Jiří Straka is an artist who bridges the West and East. His work explores cross-cultural interactions, their mutual recognition, and blending, without emphasising or claiming the superiority of one cultural environment over another; instead, it demonstrates a two-way and natural enrichment while maintaining the unique aspects of different cultures. Art may not save the world, but it can provide insight to both the powerful and powerless on how to live and survive on our diverse planet.
Born in Prague in 1967, Jiří Straka studied Sinology at Charles University in Prague from 1989 to 1995. Afterwards, he spent 1995–1996 at the Studio of Traditional Ink Painting at the Central Academy of Fine Arts in Beijing, fulfilling his desire to professionally master this unique painting technique and honour his secondary school nickname Qi Baishi, inspired by the most renowned and distinctive Chinese ink painter of the first half of the 20th century. The essence of his ordinary themes and civil sensitivity is reflected in Straka’s paintings, capturing not only contemporary China but also motifs from the Giant Mountains and their foothills. If ink painting has developed over centuries within the Chinese cultural environment and follows clear rules that have been passed down through generations, Jiří Straka surprisingly enriches it by merging it with real life, observed from below, in quiet and trivial situations, through the perspective of a Western artist. However, he integrates with the Chinese present to such a degree that he becomes a genuine part of both cultural spheres. With the architectural collaboration of Jiří Příhoda, the exhibition summarises the selection of earlier and contemporary works in a concept that includes all Straka’s important themes, including his porcelain retrospective.

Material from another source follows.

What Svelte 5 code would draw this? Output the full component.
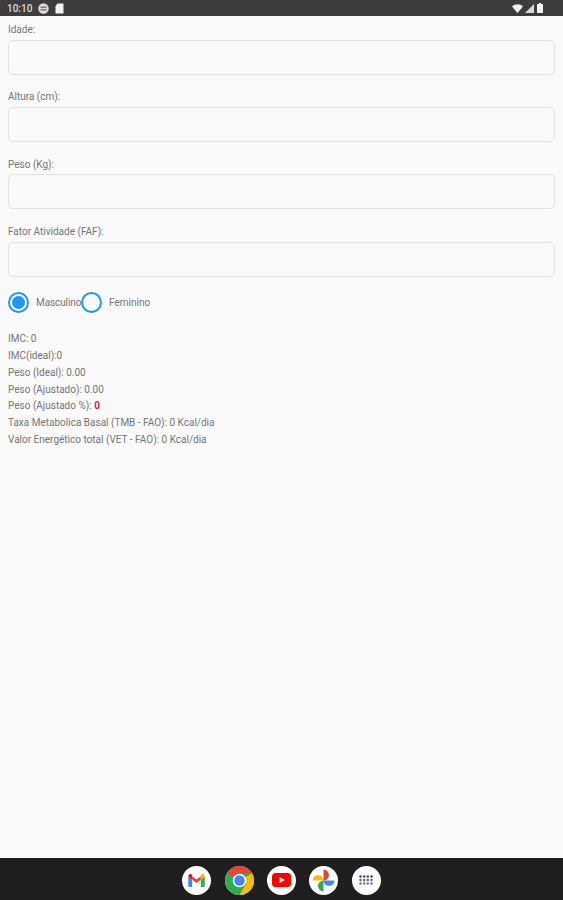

Jiří Straka grew up in Roztoky u Jilemnice, a town situated at the foot of the Giant Mountains, and often returns there, although he frequently stays in Beijing, where he runs the Czech China Contemporary Gallery along with his wife A Qin, who is also a painter. He also spends time in other Chinese destinations and, of course, in Prague.
Alongside the exhibition, a catalogue was published, compiled by Martin Dostál, Ondřej Doležal, and Jiří Straka. The graphic design was created by Ondřej Doležal and the Brno studio pixel-e. The publication was released by Villa Pellé in collaboration with the Kant Publishing House, Prague.